What are (a) the Compton shift $$\Delta \lambda$$, (b) the fractional Compton shift $$\Delta \lambda / \lambda,$$ and (c) the change $$\Delta E$$ in photon energy for light of wavelength $$\lambda=590$$ nm scattering from a free, initially stationary electron if the scattering is at $$90^{\circ}$$ to the direction of the incident beam?

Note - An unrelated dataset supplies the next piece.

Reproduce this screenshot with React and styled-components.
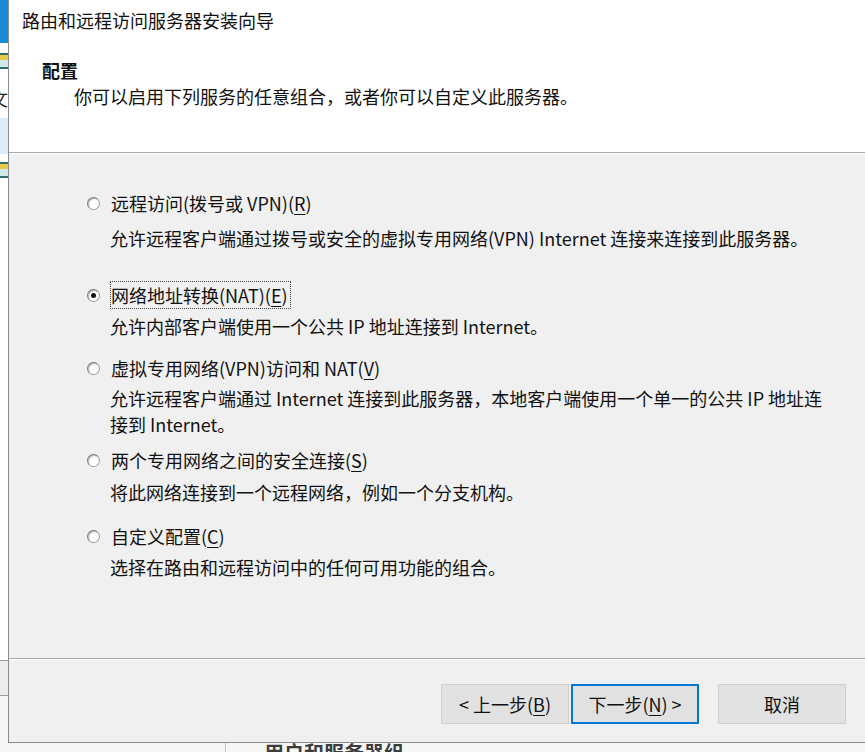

What are (d) $$\Delta \lambda,(\mathrm{e}) \Delta \lambda / \lambda,$$ and (f) $$\Delta E$$ for $$90^{\circ}$$ scattering for photon energy 50.0 keV (x-ray range)?

(a) As we know that,

$$\Delta \lambda=\dfrac{h}{m_{e} c}(1-\cos \phi)=(2.43 \mathrm{pm})\left(1-\cos 90^{\circ}\right)=2.43 \mathrm{pm}\\$$

(b) The dfractional shift should be interpreted as $$\Delta \lambda$$ divided by the original wavelength:

$$\dfrac{\Delta \lambda}{\lambda}=\dfrac{2.425 \mathrm{pm}}{590 \mathrm{nm}}=4.11 \times 10^{-6}\\$$

(c) The change in energy for a photon with $$\lambda=590 \mathrm{nm}$$ is given by

$$\Delta E_{\mathrm{ph}}=\Delta\left(\dfrac{h c}{\lambda}\right) \approx-\dfrac{h c \Delta \lambda}{\lambda^{2}}\\$$

$$\begin{array}{l}=-\dfrac{\left(4.14 \times 10^{-15} \mathrm{eV} \cdot \mathrm{s}\right)\left(2.998 \times 10^{8} \mathrm{m} / \mathrm{s}\right)(2.43 \mathrm{pm})}{(590 \mathrm{nm})^{2}} \\=-8.67 \times 10^{-6} \mathrm{eV}\end{array}\\$$

(d) For an x-ray photon of energy $$E_{\mathrm{ph}}=50 \mathrm{keV}, \Delta \lambda$$ remains the same $$(2.43 \mathrm{pm}),$$ since it is independent of $$E_{\mathrm{ph}}$$

(e) The dfractional change in wavelength is now

$$\dfrac{\Delta \lambda}{\lambda}=\dfrac{\Delta \lambda}{h c / E_{\mathrm{ph}}}=\dfrac{\left(50 \times 10^{3} \mathrm{eV}\right)(2.43 \mathrm{pm})}{\left(4.14 \times 10^{-15} \mathrm{eV} \cdot \mathrm{s}\right)\left(2.998 \times 10^{8} \mathrm{m} / \mathrm{s}\right)}=9.78 \times 10^{-2}\\$$

(f) The change in photon energy is now

$$\Delta E_{\mathrm{ph}}=h c\left(\dfrac{1}{\lambda+\Delta \lambda}-\dfrac{1}{\lambda}\right)=-\left(\dfrac{h c}{\lambda}\right) \dfrac{\Delta \lambda}{\lambda+\Delta \lambda}=-E_{\mathrm{ph}}\left(\dfrac{\alpha}{1+\alpha}\right)\\$$

where $$\alpha=\Delta \lambda / \lambda .$$ With $$E_{\mathrm{ph}}=50 \mathrm{keV}$$ and $$\alpha=9.78 \times 10^{-2},$$ we obtain $$\Delta E_{\mathrm{ph}}=-4.45 \mathrm{keV}$$

(Note that in this case $$\alpha \approx 0.1$$ is not close enough to zero so the approximation $$\Delta E_{\mathrm{ph}} \approx$$ $$h c \Delta \lambda / \lambda^{2}$$ is not as accurate as in the first case, in which $$\alpha=4.12 \times 10^{-6} .$$ In fact if one were to use this approximation here, one would get $$\Delta E_{\mathrm{ph}} \approx-4.89 \mathrm{keV},$$ which does not amount to a satisfactory approximation.)